From her relationship with the Mexican cubist painter and later muralist Diego Rivera in Paris she had a daughter, Marika Rivera (1919-2010), who became a professional dancer and film actress.

Marevna was also known, depending on the preferred usage or transliteration, as Maria Marevna, Marie Marevna, Marie Vorobiev, Maria Vorobieva, Marie Vorobieff Marevna, Maria Marewna Worobiew, Marevna Vorobëv, Marevna Vorobyev, Marevna Vorobieva, Marevna Vorobev-Stebelska, Marevna Vorobyov-Stebelska, Maria Vorobyova-Stebelskaya, Maria Bronislawowna Worobjewa-Stebelskaja, Maria Bronislavovna, Maria Rozanowicz-Vorobieff, and Rosanovitch Marevna Vorobiev.

Reputedly, the nickname Marevna was given to her by Maxim Gorky after a Russian fairy sea princess.

Marevna reputedly was born in 1892 in Cheboksary in the administrative district of Kazan in Russia as Maria Bronislavovna Vorobyova-Stebelskaya to the Polish nobleman Bronisław Stebelski and the actress Maria Vorobyova.

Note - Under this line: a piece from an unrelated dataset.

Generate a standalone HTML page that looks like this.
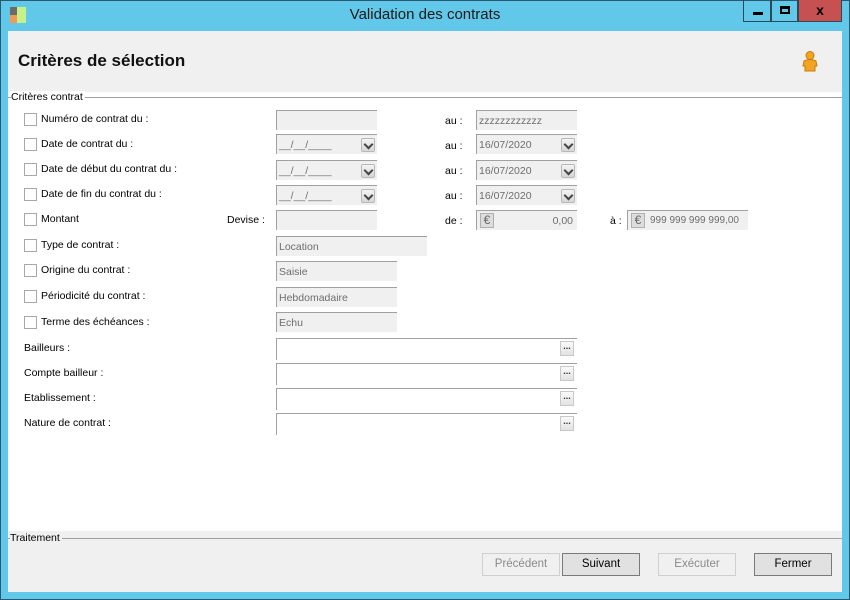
<!DOCTYPE html>
<html><head><meta charset="utf-8"><style>
*{margin:0;padding:0;box-sizing:border-box}
body{width:850px;height:600px;overflow:hidden;background:#62c8ea;font-family:"Liberation Sans",Arial,sans-serif;font-size:10.5px;color:#000;position:relative}
.a{position:absolute;white-space:nowrap}
#frame{left:0;top:0;width:850px;height:600px;border:1px solid #2a5870}
#title{left:0;top:6px;width:850px;text-align:center;font-size:15px;color:#1a1a1a}
.wb{top:0;height:22px;border:1px solid #2a4a5a;border-top:none}
#content{left:8px;top:31px;width:834px;height:561px;background:#fff}
#hdr{left:8px;top:31px;width:834px;height:61px;background:#f0f0f0}
#h1{left:18px;top:51px;font-size:17px;font-weight:bold;color:#111}
.lg{color:#000;background:#fff;padding-right:2px}
.cb{width:13px;height:13px;border:1px solid #a8a8a8;background:#fff}
.f{height:20px;background:#f0f0f0;border-top:1px solid #a0a0a0;border-left:1px solid #a0a0a0;color:#6d6d6d;padding:4px 0 0 2px;font-size:10.5px}
.dd{width:14px;height:14px;border:1px solid #b8b8b8;border-radius:2px;background:linear-gradient(#f4f4f4,#d6d6d6);top:3px;right:2px}
.dd:after{content:"";position:absolute;left:3px;top:2px;width:5px;height:5px;border-right:2px solid #444;border-bottom:2px solid #444;transform:rotate(45deg)}
.e{width:301px;height:22px;background:#fff;border-top:1px solid #a0a0a0;border-left:1px solid #a0a0a0}
.eb{right:3px;top:2px;width:14px;height:15px;border:1px solid #c8c8c8;background:linear-gradient(#fafafa,#e2e2e2);font-size:9px;line-height:9px;text-align:center;color:#333;font-weight:bold}
.eu{width:14px;height:15px;border:1px solid #b0b0b0;background:#ddd;color:#666;font-size:12px;line-height:13px;text-align:center;left:3px;top:2px}
.btn{top:553px;width:78px;height:23px;border:1px solid #adadad;text-align:center;line-height:21px;font-size:11.5px}
</style></head><body>
<div class="a" id="frame"></div>
<div class="a" style="left:10px;top:7px;width:7px;height:8px;background:#6b6b6b"></div>
<div class="a" style="left:10px;top:15px;width:7px;height:8px;background:#f09a5a"></div>
<div class="a" style="left:17px;top:7px;width:9px;height:16px;background:#c6f08a"></div>
<div class="a" id="title">Validation des contrats</div>
<div class="a wb" style="left:743px;width:28px"><div class="a" style="left:9px;top:12px;width:10px;height:3px;background:#000"></div></div>
<div class="a wb" style="left:771px;width:27px"><div class="a" style="left:8px;top:6px;width:10px;height:8px;border:2px solid #000;border-top-width:3px"></div></div>
<div class="a wb" style="left:798px;width:44px;background:#c75050"><div class="a" style="left:0;top:2px;width:42px;text-align:center;font-weight:bold;font-size:14px">x</div></div>
<div class="a" id="content"></div>
<div class="a" id="hdr"></div>
<div class="a" id="h1">Critères de sélection</div>
<svg class="a" style="left:801px;top:50px" width="18" height="22" viewBox="0 0 18 22"><circle cx="9" cy="5.5" r="4" fill="#f3a420" stroke="#c77d10"/><path d="M3 11 Q9 8 15 11 L16 16 L14 16 L14 21 L4 21 L4 16 L2 16 Z" fill="#f3a420" stroke="#c77d10"/></svg>
<div class="a" style="left:8px;top:97px;width:834px;height:1px;background:#a0a0a0"></div>
<div class="a lg" style="left:11px;top:91px">Critères contrat</div>

<div class="a cb" style="left:24px;top:113px"></div><div class="a" style="left:41px;top:113px">Numéro de contrat du :</div>
<div class="a cb" style="left:24px;top:138px"></div><div class="a" style="left:41px;top:138px">Date de contrat du :</div>
<div class="a cb" style="left:24px;top:163px"></div><div class="a" style="left:41px;top:163px">Date de début du contrat du :</div>
<div class="a cb" style="left:24px;top:188px"></div><div class="a" style="left:41px;top:188px">Date de fin du contrat du :</div>
<div class="a cb" style="left:24px;top:213px"></div><div class="a" style="left:41px;top:213px">Montant</div>
<div class="a cb" style="left:24px;top:239px"></div><div class="a" style="left:41px;top:239px">Type de contrat :</div>
<div class="a cb" style="left:24px;top:264px"></div><div class="a" style="left:41px;top:264px">Origine du contrat :</div>
<div class="a cb" style="left:24px;top:290px"></div><div class="a" style="left:41px;top:290px">Périodicité du contrat :</div>
<div class="a cb" style="left:24px;top:316px"></div><div class="a" style="left:41px;top:316px">Terme des échéances :</div>
<div class="a" style="left:24px;top:342px">Bailleurs :</div>
<div class="a" style="left:24px;top:367px">Compte bailleur :</div>
<div class="a" style="left:24px;top:392px">Etablissement :</div>
<div class="a" style="left:24px;top:417px">Nature de contrat :</div>
<div class="a" style="left:227px;top:214px">Devise :</div>

<div class="a f" style="left:276px;top:110px;width:101px"></div>
<div class="a f" style="left:276px;top:134px;width:101px">__/__/____<div class="a dd"></div></div>
<div class="a f" style="left:276px;top:160px;width:101px">__/__/____<div class="a dd"></div></div>
<div class="a f" style="left:276px;top:185px;width:101px">__/__/____<div class="a dd"></div></div>
<div class="a f" style="left:276px;top:210px;width:101px"></div>
<div class="a f" style="left:276px;top:236px;width:151px">Location</div>
<div class="a f" style="left:276px;top:261px;width:121px">Saisie</div>
<div class="a f" style="left:276px;top:287px;width:121px">Hebdomadaire</div>
<div class="a f" style="left:276px;top:312px;width:121px">Echu</div>

<div class="a" style="left:445px;top:115px">au :</div>
<div class="a" style="left:445px;top:140px">au :</div>
<div class="a" style="left:445px;top:165px">au :</div>
<div class="a" style="left:445px;top:190px">au :</div>
<div class="a" style="left:445px;top:215px">de :</div>
<div class="a" style="left:610px;top:215px">à :</div>
<div class="a f" style="left:476px;top:110px;width:101px">zzzzzzzzzzzz</div>
<div class="a f" style="left:476px;top:134px;width:101px">16/07/2020<div class="a dd"></div></div>
<div class="a f" style="left:476px;top:160px;width:101px">16/07/2020<div class="a dd"></div></div>
<div class="a f" style="left:476px;top:185px;width:101px">16/07/2020<div class="a dd"></div></div>
<div class="a f" style="left:476px;top:210px;width:101px;text-align:right;padding-right:4px"><div class="a eu">€</div>0,00</div>
<div class="a f" style="left:627px;top:210px;width:121px;padding-left:22px;font-size:10px"><div class="a eu">€</div>999 999 999 999,00</div>

<div class="a e" style="left:276px;top:338px"><div class="a eb">...</div></div>
<div class="a e" style="left:276px;top:363px"><div class="a eb">...</div></div>
<div class="a e" style="left:276px;top:388px"><div class="a eb">...</div></div>
<div class="a e" style="left:276px;top:413px"><div class="a eb">...</div></div>

<div class="a" style="left:8px;top:531px;width:834px;height:61px;background:#f0f0f0"></div>
<div class="a" style="left:8px;top:538px;width:834px;height:1px;background:#a0a0a0"></div>
<div class="a" style="left:10px;top:532px;background:#f0f0f0;padding-right:2px">Traitement</div>
<div class="a btn" style="left:482px;color:#8a8a8a;border-color:#cfcfcf;background:#f0f0f0">Précédent</div>
<div class="a btn" style="left:562px;background:#e1e1e1;border-color:#7a7a7a">Suivant</div>
<div class="a btn" style="left:658px;color:#8a8a8a;border-color:#cfcfcf;background:#f0f0f0">Exécuter</div>
<div class="a btn" style="left:754px;background:#e1e1e1;border-color:#7a7a7a">Fermer</div>
</body></html>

She spent a lonely childhood in Tiflis, now Tbilisi, the capital of Georgia, then under Russian control. In 1910 she went to Moscow to study at the Stroganov Art Academy, but in the following year left for Italy. On the island of Capri she was introduced to Maxim Gorki who named her after a Russian fairy sea princess, Marevna, a name she adopted and made her own. A petite blue-eyed blonde, she was said not to have been a conventional beauty; but an outgoing nature paired with the proverbial depth of the Russian soul seems to have given her a special charm that easily elicited an enthusiastic echo from her contemporaries.

In 1912, as a twenty-year-old budding talent, Marevna moved to Paris, where she continued her art studies and soon began displaying her work at exhibitions. She became acquainted and, indeed, friends with some of the greatest artists and writers of the early twentieth century then resident in Montparnasse and especially at La Ruche. Among them were Georges Braque, Marc Chagall, Jean Cocteau, Ilya Ehrenburg, Maxim Gorki, Max Jacob, Moise Kisling, Pinchus Krémègne, Fernand Léger, Henri Matisse, Amedeo Modigliani, Pablo Picasso, and Chaim Soutine.

Three years later, in 1915, the gifted Mexican painter Diego Rivera, also temporarily resident in Paris at La Ruche – no Adonis but a known womanizer of violent temper – began a relationship with her while he was still in a common-law marriage with the Russian artist Angelina Beloff, six years his senior and then pregnant with his only son Diego Jr., who was not, however, to survive for more than 14 months.